Stamped to the right of George Washington's portrait is the seal of the Department of the Treasury, which according to the same agency, was adopted in 1968. The symbolism behind the seal is straightforward. The scales represent justice, and the key represents official government authority. The single chevron emblazoned with 13 stars represents the original 13 states.

The stamp is related to the Federal Reserve Note's status as legal tender. The Treasury Department has historically stamped U.S. currency as a symbol of the government's obligation to the bearer and denoted the currency as legal tender. According to Chicago Gold Gallery, the most famous ones are the blue, yellow, and red seals. Notes with yellow or blue seals were redeemable in gold or silver respectively.
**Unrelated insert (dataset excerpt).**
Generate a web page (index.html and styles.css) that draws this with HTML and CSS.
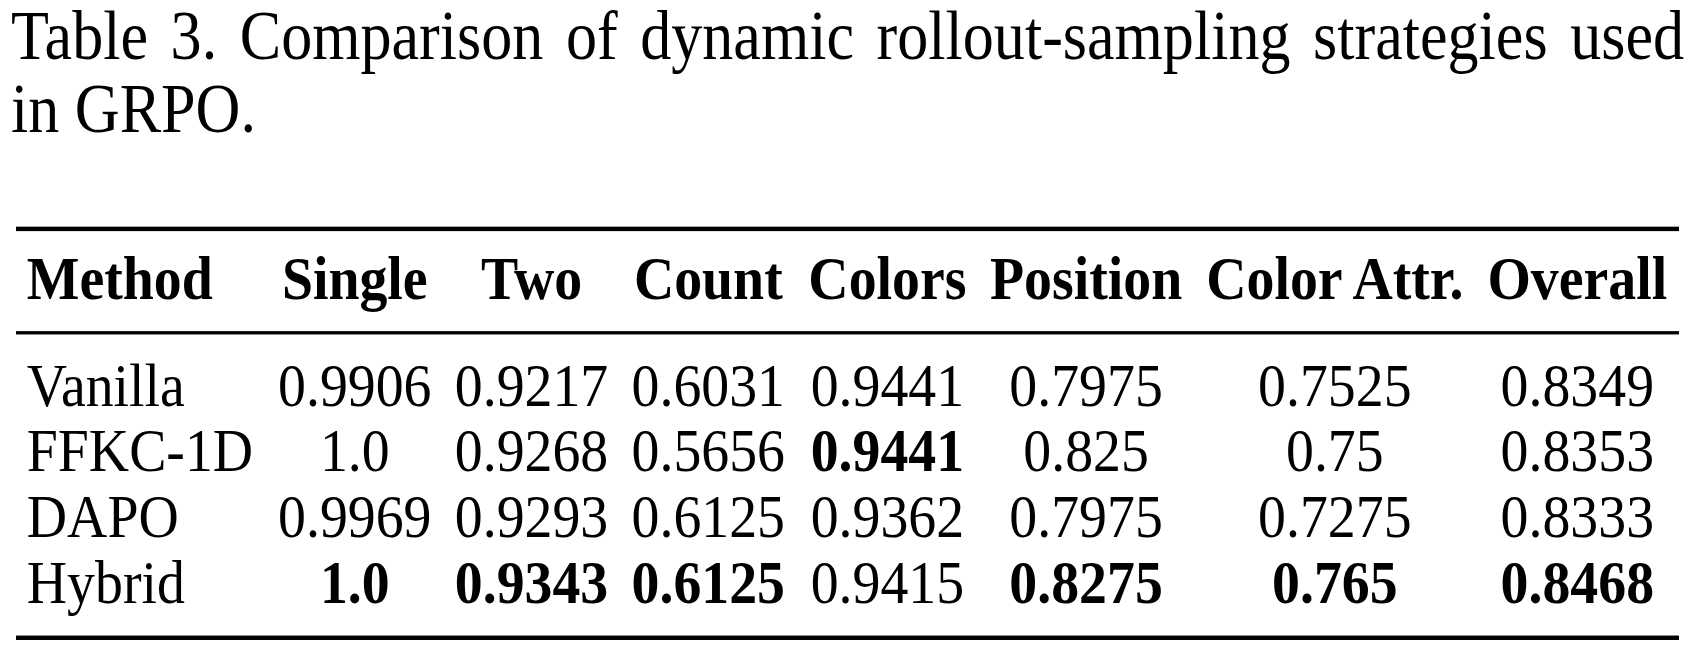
FILE: index.html
```html
<!DOCTYPE html>
<html>
	<head>
		<meta charset="UTF-8">
		<title>Table 3</title>
		<link rel="stylesheet" href="styles.css">
	</head>
	<body>
		<div class="page">
			<p class="caption">Table 3. Comparison of dynamic rollout-sampling strategies used in GRPO.</p>

			<table class="results">
				<thead>
					<tr>
						<th class="name">Method</th>
						<th>Single</th>
						<th>Two</th>
						<th>Count</th>
						<th>Colors</th>
						<th>Position</th>
						<th>Color Attr.</th>
						<th>Overall</th>
					</tr>
				</thead>
				<tbody>
					<tr>
						<td class="name">Vanilla</td>
						<td>0.9906</td>
						<td>0.9217</td>
						<td>0.6031</td>
						<td>0.9441</td>
						<td>0.7975</td>
						<td>0.7525</td>
						<td>0.8349</td>
					</tr>
					<tr>
						<td class="name">FFKC-1D</td>
						<td>1.0</td>
						<td>0.9268</td>
						<td>0.5656</td>
						<td class="best">0.9441</td>
						<td>0.825</td>
						<td>0.75</td>
						<td>0.8353</td>
					</tr>
					<tr>
						<td class="name">DAPO</td>
						<td>0.9969</td>
						<td>0.9293</td>
						<td>0.6125</td>
						<td>0.9362</td>
						<td>0.7975</td>
						<td>0.7275</td>
						<td>0.8333</td>
					</tr>
					<tr>
						<td class="name">Hybrid</td>
						<td class="best">1.0</td>
						<td class="best">0.9343</td>
						<td class="best">0.6125</td>
						<td>0.9415</td>
						<td class="best">0.8275</td>
						<td class="best">0.765</td>
						<td class="best">0.8468</td>
					</tr>
				</tbody>
			</table>
		</div>
	</body>
</html>
```

FILE: styles.css
```css
html, body{
	margin: 0;
	padding: 0;
	background: #fff;
}
body{
	min-height: 650px;
}

.page{
	width: 1698px;
	height: 585px;
	transform: scaleY(1.1111);
	transform-origin: 0 0;
	font-family: "Liberation Serif", "Times New Roman", serif;
	color: #000;
}

.caption{
	margin: 0 0 0 11px;
	width: 1673px;
	font-size: 62.1px;
	line-height: 65.7px;
	text-align: justify;
}

.results{
	margin: 72.9px 0 0 16px;
	width: 1663px;
	border-collapse: collapse;
	font-size: 55.8px;
	line-height: 59.4px;
	border-top: solid 4px #000;
	border-bottom: solid 4px #000;
}

.results th,
.results td{
	padding: 0 10.8px;
	text-align: center;
	white-space: nowrap;
}
.results .name{
	text-align: left;
}

.results thead th{
	font-weight: bold;
	padding-top: 12.6px;
	padding-bottom: 18px;
	border-bottom: solid 3px #000;
}

.results tbody tr:first-child td{
	padding-top: 15.3px;
}
.results tbody tr:last-child td{
	padding-bottom: 18px;
}

.results .best{
	font-weight: bold;
}
```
The red seals, originally used in the 1860s, were U.S. government debt obligations to those who held them. In other words, whoever bore a note with a red stamp literally bore a piece of the national debt. The U.S. dollar's convertibility to gold ended for ordinary Americans in practice in 1933 and officially in 1971, along with these treasury stamps. 

Today, the stamps have been replaced with a green one. According to Investopedia, Federal Reserve Notes are backed by nothing more than U.S. government diktat, which proclaims that they are legal tender. The green treasury stamp, according to the Treasury Department, affirms this. But this is not without controversy, since proponents of sound money, according to Law and Liberty, make strong arguments for the unconstitutionality of both the Federal Reserve and the notes it issues.